King’s said this weekend that the 2002 e-mail reflected government pressure to meet quotas. A spokesman added that the scheme applied only when tutors were filling places left vacant by candidates who had failed to make their grades.
The spokesman defended the university saying: “Tutors looked for applicants with potential — those who had not performed as well because they had gone to low-performing schools. It will have affected only a small number of applicants. ”
Since then, the scheme has been modified, but, according to King’s, the principle of helping candidates from weak schools has been retained. Staff now write the average A-level score of a candidate’s school on their application form. Their application is then looked on more favourably if they significantly out-perform their school’s average.
The King’s scheme, based on bonus points, is similar in principle to those tested at other leading universities, such as Bristol and Newcastle.
For King’s to achieve its current target of 76% state entrants, set by the government, it needs to increase its annual intake of state pupils by 291, at the expense of those drawn from independent schools. In an “access agreement” signed in January with Sir Martin Harris, the government’s director of fair access, King’s pledged “an early” increase on its current 70% of state school students.
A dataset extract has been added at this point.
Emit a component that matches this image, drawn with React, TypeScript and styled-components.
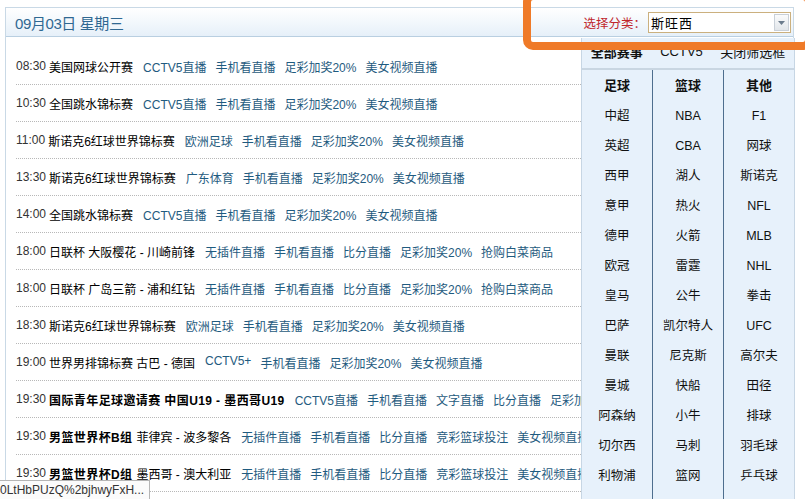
import React from 'react'
import styled, { createGlobalStyle } from 'styled-components'

type Match = {
  time: string
  title: string
  bold?: string
  rest?: string
  links: string[]
}

const matches: Match[] = [
  { time: '08:30', title: '美国网球公开赛', links: ['CCTV5直播', '手机看直播', '足彩加奖20%', '美女视频直播'] },
  { time: '10:30', title: '全国跳水锦标赛', links: ['CCTV5直播', '手机看直播', '足彩加奖20%', '美女视频直播'] },
  { time: '11:00', title: '斯诺克6红球世界锦标赛', links: ['欧洲足球', '手机看直播', '足彩加奖20%', '美女视频直播'] },
  { time: '13:30', title: '斯诺克6红球世界锦标赛', links: ['广东体育', '手机看直播', '足彩加奖20%', '美女视频直播'] },
  { time: '14:00', title: '全国跳水锦标赛', links: ['CCTV5直播', '手机看直播', '足彩加奖20%', '美女视频直播'] },
  { time: '18:00', title: '日联杯 大阪樱花 - 川崎前锋', links: ['无插件直播', '手机看直播', '比分直播', '足彩加奖20%', '抢购白菜商品'] },
  { time: '18:00', title: '日联杯 广岛三箭 - 浦和红钻', links: ['无插件直播', '手机看直播', '比分直播', '足彩加奖20%', '抢购白菜商品'] },
  { time: '18:30', title: '斯诺克6红球世界锦标赛', links: ['欧洲足球', '手机看直播', '足彩加奖20%', '美女视频直播'] },
  { time: '19:00', title: '世界男排锦标赛 古巴 - 德国', links: ['CCTV5+', '手机看直播', '足彩加奖20%', '美女视频直播'] },
  { time: '19:30', title: '', bold: '国际青年足球邀请赛 中国U19 - 墨西哥U19', links: ['CCTV5直播', '手机看直播', '文字直播', '比分直播', '足彩加奖20%'] },
  { time: '19:30', title: '', bold: '男篮世界杯B组', rest: '菲律宾 - 波多黎各', links: ['无插件直播', '手机看直播', '比分直播', '竞彩篮球投注', '美女视频直播'] },
  { time: '19:30', title: '', bold: '男篮世界杯D组', rest: '墨西哥 - 澳大利亚', links: ['无插件直播', '手机看直播', '比分直播', '竞彩篮球投注', '美女视频直播'] }
]

const columns = [
  { head: '足球', items: ['中超', '英超', '西甲', '意甲', '德甲', '欧冠', '皇马', '巴萨', '曼联', '曼城', '阿森纳', '切尔西', '利物浦'] },
  { head: '篮球', items: ['NBA', 'CBA', '湖人', '热火', '火箭', '雷霆', '公牛', '凯尔特人', '尼克斯', '快船', '小牛', '马刺', '篮网'] },
  { head: '其他', items: ['F1', '网球', '斯诺克', 'NFL', 'MLB', 'NHL', '拳击', 'UFC', '高尔夫', '田径', '排球', '羽毛球', '乒乓球'] }
]

export default function App() {
  return (
    <Page>
      <GlobalStyle />
      <Panel>
        <Header>
          <DateTitle>09月03日 星期三</DateTitle>
          <Picker>
            <PickerLabel>选择分类：</PickerLabel>
            <SelectBox>
              <SelectValue>斯旺西</SelectValue>
              <SelectArrow>
                <svg width="7" height="4" viewBox="0 0 7 4">
                  <path d="M0 0 L7 0 L3.5 4 Z" fill="#6b7b8c" />
                </svg>
              </SelectArrow>
            </SelectBox>
          </Picker>
        </Header>
        <List>
          {matches.map((m, i) => (
            <Row key={i}>
              <Time>{m.time}</Time>
              {m.title && <Title>{m.title}</Title>}
              {m.bold && <BoldTitle>{m.bold}</BoldTitle>}
              {m.rest && <Title>{m.rest}</Title>}
              <Links>
                {m.links.map((l) => (
                  <LinkItem key={l}>{l}</LinkItem>
                ))}
              </Links>
            </Row>
          ))}
        </List>
      </Panel>

      <Dropdown>
        <TopRow>
          <TopItem bold>全部赛事</TopItem>
          <TopItem>CCTV5</TopItem>
          <TopItem>关闭筛选框</TopItem>
        </TopRow>
        <Columns>
          {columns.map((c) => (
            <Column key={c.head}>
              <ColumnHead>{c.head}</ColumnHead>
              {c.items.map((it) => (
                <ColumnItem key={it}>{it}</ColumnItem>
              ))}
            </Column>
          ))}
        </Columns>
      </Dropdown>

      <Highlight />
      <StatusBar>0LtHbPUzQ%2bjhwyFxH...</StatusBar>
    </Page>
  )
}

const GlobalStyle = createGlobalStyle`
  html, body {
    margin: 0;
    padding: 0;
    background: #fff;
    overflow: hidden;
  }
  body {
    font-family: "Liberation Sans", "Noto Sans CJK SC", sans-serif;
  }
`

const Page = styled.div`
  position: relative;
  width: 805px;
  height: 499px;
  overflow: hidden;
  background: #fff;
`

const Panel = styled.div`
  margin: 7px 0 0 5px;
  width: 787px;
  height: 520px;
  border: 1px solid #c9d9e6;
  overflow: hidden;
`

const Header = styled.div`
  height: 28px;
  display: flex;
  align-items: center;
  justify-content: space-between;
  padding: 0 2px 0 9px;
  background: linear-gradient(#ffffff, #e6f0f9);
  border-bottom: 1px solid #b9cfe1;
`

const DateTitle = styled.div`
  font-size: 15px;
  color: #2f6892;
  letter-spacing: -0.4px;
`

const Picker = styled.div`
  display: flex;
  align-items: center;
  gap: 2px;
  margin-top: 1px;
`

const PickerLabel = styled.span`
  font-size: 12.5px;
  color: #c0262c;
`

const SelectBox = styled.div`
  width: 143px;
  height: 21px;
  display: flex;
  align-items: center;
  justify-content: space-between;
  border: 1px solid #cbb07e;
  background: #fff;
  box-sizing: border-box;
`

const SelectValue = styled.span`
  font-size: 13px;
  color: #000;
  padding-left: 2px;
  letter-spacing: 1px;
`

const SelectArrow = styled.span`
  width: 15px;
  height: 17px;
  margin-right: 1px;
  display: flex;
  align-items: center;
  justify-content: center;
  border: 1px solid #c9d0d8;
  box-sizing: border-box;
  background: linear-gradient(#fafbfc, #e2e6ea);
`

const List = styled.div`
  padding: 11px 0 0 10px;
`

const Row = styled.div`
  height: 36px;
  display: flex;
  align-items: center;
  white-space: nowrap;
  border-bottom: 1px dotted #b8b8b8;
  font-size: 12px;
`

const Time = styled.span`
  color: #333;
  margin-right: 3px;
`

const Title = styled.span`
  color: #000;
  margin-right: 4px;
`

const BoldTitle = styled.span`
  color: #000;
  font-weight: bold;
  letter-spacing: 0.4px;
  margin-right: 4px;
`

const Links = styled.span`
  display: flex;
  gap: 9px;
  margin-left: 6px;
`

const LinkItem = styled.span`
  color: #1f5b80;
`

const Dropdown = styled.div`
  position: absolute;
  left: 581px;
  top: 38px;
  width: 214px;
  height: 470px;
  background: #e7f1fb;
  border-left: 1px solid #c7d6e4;
  border-right: 1px solid #c7d6e4;
  box-sizing: border-box;
`

const TopRow = styled.div`
  height: 32px;
  display: flex;
  align-items: center;
  justify-content: space-around;
  padding-bottom: 3px;
  box-sizing: border-box;
  border-bottom: 2px solid #c9d6e2;
  font-size: 13px;
`

const TopItem = styled.span<{ bold?: boolean }>`
  font-weight: ${(p) => (p.bold ? 'bold' : 'normal')};
  color: #111;
`

const Columns = styled.div`
  display: grid;
  grid-template-columns: 71px 71px 1fr;
`

const Column = styled.div`
  display: flex;
  flex-direction: column;
  align-items: center;
  padding-top: 1px;
  height: 440px;
  &:not(:last-child) {
    border-right: 1px solid #4e6e8e;
  }
`

const ColumnHead = styled.div`
  height: 30px;
  line-height: 30px;
  font-size: 13px;
  font-weight: bold;
  color: #111;
`

const ColumnItem = styled.div`
  height: 30px;
  line-height: 30px;
  font-size: 12.5px;
  color: #111;
`

const Highlight = styled.div`
  position: absolute;
  left: 523px;
  top: -8px;
  width: 290px;
  height: 58px;
  border: 8px solid #ef7a28;
  border-radius: 10px;
  box-sizing: border-box;
`

const StatusBar = styled.div`
  position: absolute;
  left: -3px;
  bottom: 0;
  width: 153px;
  height: 19px;
  line-height: 18px;
  padding-left: 2px;
  box-sizing: border-box;
  background: #fbfbfb;
  border: 1px solid #b5b5b5;
  border-bottom: none;
  font-size: 12px;
  color: #333;
  white-space: nowrap;
  overflow: hidden;
`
King’s law department favours underachieving state schools across all of its undergraduate intake. Jane Henderson, head of admissions, said the department separated applications from schools, particularly those in London, that scored below the national average A-level results.
Experts believe the need to meet government quotas means there is a risk that some universities may now be rejecting some of the best-qualified candidates.
Elspeth Insch, head of King Edward VI Handsworth, a girls’ grammar in Birmingham, said: “My girls tell me that girls from schools up the road have been given lower offers for the same courses. But to know that is happening is disturbing.”